Let us our feebleness recline
On that eternal love of Thine,
And human thoughts forget;
Childlike, attend what Thou wilt say,
Go forth and serve Thee while ’tis day,
Nor leave our sweet retreat.
“Who hath despised the day of small things?” We are slow to learn that the importance of any service depends upon God’s estimate of it  .  .  .  that the meanest service  .  .  .  is worthy of all our devotedness and zeal, if the mind and heart of God are upon it and if He has put it into our hand.
We cannot have power with men if we have not power with God. The greatest mistake any of us can make is to seek to have power before men without having been in the presence of God.
We are as dependent upon God when we speak to one soul as when we preach to a thousand. I have learned this by experience; I have gone to see a sick person in great self-confidence and found I had nothing to say. And then the Lord taught me I must wait upon Him for the message for a single soul as much as when I was going to preach. May we ever remember this, that there may be no trace of self-confidence remaining in the heart.
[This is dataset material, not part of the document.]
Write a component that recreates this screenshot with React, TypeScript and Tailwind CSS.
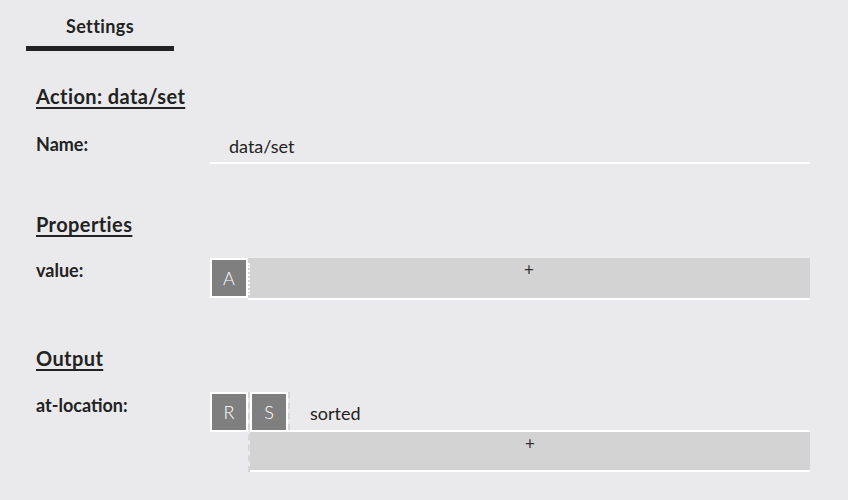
import React from 'react';

const Chip: React.FC<{ letter: string }> = ({ letter }) => (
  <div className="w-[38px] h-[40px] border-2 border-white bg-[#7f7f7f] text-white text-[18px] font-light flex items-center justify-center shrink-0">
    {letter}
  </div>
);

const Heading: React.FC<{ children: React.ReactNode; className?: string }> = ({ children, className }) => (
  <h2 className={`text-[20px] leading-[24px] font-bold tracking-[0.4px] underline decoration-2 underline-offset-[3px] ${className ?? ''}`}>
    {children}
  </h2>
);

export default function App() {
  return (
    <div className="min-h-screen bg-[#eaeaec] text-[#222] font-['Lato',sans-serif]">
      <div className="pt-[14px] pl-[26px]">
        <div className="w-[148px] text-center text-[18px] leading-[24px] font-bold tracking-[0.4px] pb-[8px] border-b-[5px] border-[#222]">
          Settings
        </div>
      </div>

      <div className="pl-[36px] w-[810px]">
        <Heading className="mt-[33px]">Action: data/set</Heading>

        <div className="mt-[20px] grid grid-cols-[174px_600px]">
          <div className="pt-[4px] text-[18px] leading-[24px] font-bold">Name:</div>
          <div className="h-[36px] border-b-2 border-white pl-[19px] pt-[6px] text-[18px] leading-[24px]">data/set</div>
        </div>

        <Heading className="mt-[48px]">Properties</Heading>

        <div className="mt-[22px] grid grid-cols-[174px_600px]">
          <div className="text-[18px] leading-[24px] font-bold">value:</div>
          <div className="flex">
            <Chip letter="A" />
            <div className="flex-1 relative">
              <div className="absolute left-0 top-[5px] bottom-[5px] border-l-2 border-dotted border-white" />
              <div className="h-[42px] bg-[#d3d3d3] border-b-2 border-white flex justify-center pt-[2px] text-[17px] text-[#333] leading-[20px]">
                +
              </div>
            </div>
          </div>
        </div>

        <Heading className="mt-[46px]">Output</Heading>

        <div className="mt-[22px] grid grid-cols-[174px_600px]">
          <div className="pt-[1px] text-[18px] leading-[24px] font-bold">at-location:</div>
          <div className="flex">
            <Chip letter="R" />
            <div className="flex-1 border-l-2 border-dashed border-[#d6d6d6]">
              <div className="flex items-center h-[38px]">
                <div className="border-r-2 border-dashed border-[#d6d6d6] h-full">
                  <Chip letter="S" />
                </div>
                <span className="ml-[20px] pt-[4px] text-[18px] leading-[24px]">sorted</span>
              </div>
              <div className="border-t-2 border-white">
                <div className="h-[40px] bg-[#d3d3d3] border-b-2 border-white flex justify-center pt-[2px] text-[17px] text-[#333] leading-[20px]">
                  +
                </div>
              </div>
            </div>
          </div>
        </div>
      </div>
    </div>
  );
}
The wonder is that the Lord condescends to use anything which He gives one to say, seeing that we so often adulterate it with our own thoughts.
It is so gracious of Him to give us any encouragement in our service, but I am convinced that, in the issue, the fruit of our labors which we have not seen will be far more abundant than that which we have been permitted to know of, and hence it is that we have to scatter the seed in faith.
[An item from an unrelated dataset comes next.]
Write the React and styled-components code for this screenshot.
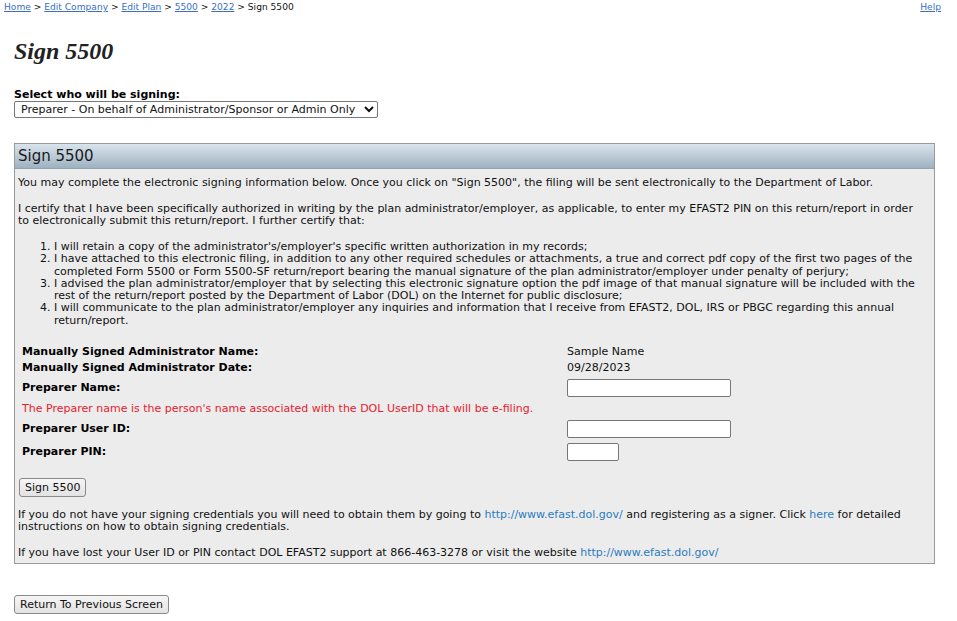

I am certain that we must leave results until the judgment seat of Christ. In the meantime our one desire must be to gain His approbation and be content with that. Nothing else is worth seeking for.
I suspect that we shall see in the future that the meetings we thought the least of were among the best. We may therefore take courage and go forward in the knowledge that He who can appraise them at their true value is the One who will praise us most for what we have really done for Him.
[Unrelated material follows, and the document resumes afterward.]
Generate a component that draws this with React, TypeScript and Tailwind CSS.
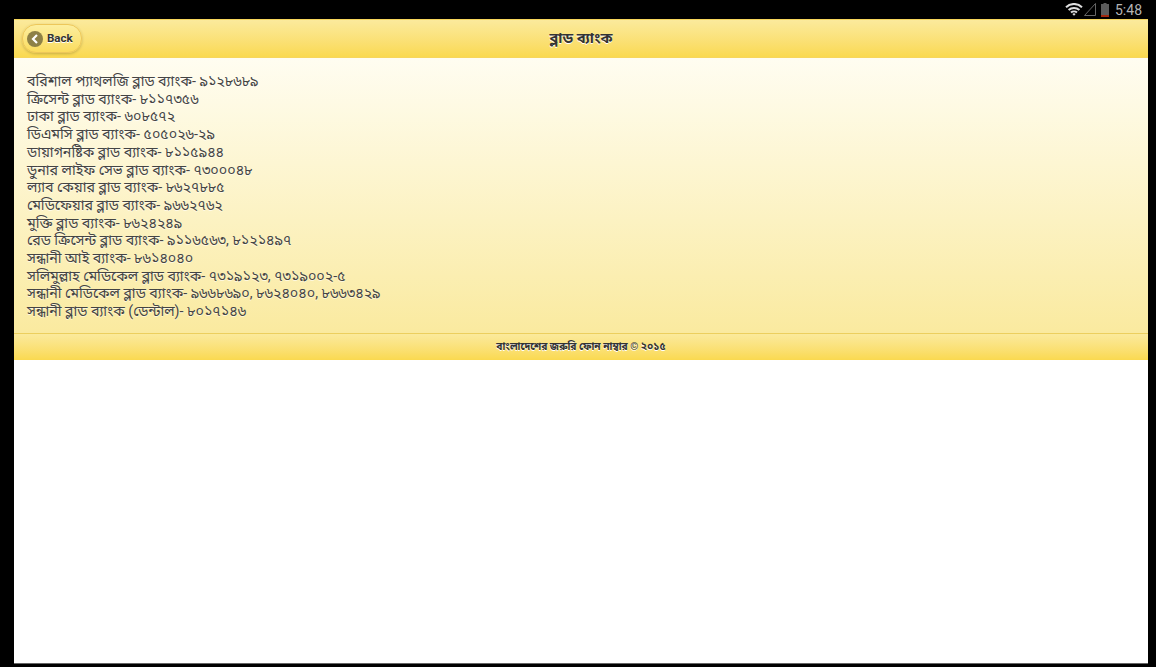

I am coming to this conclusion, that the more one ministers Christ Himself, the more you can count upon divine assistance. To exalt Christ is to be in communion with the mind of God. This will be our sole employment in heaven.
One lesson I am learning of late is our absolute dependence upon the power of God every time we speak. It is not our liberty nor our words, but it is the power of God that affects the souls to whom we speak.
A preacher will be so conscious that only divine power can touch a soul that he will rest in God about it.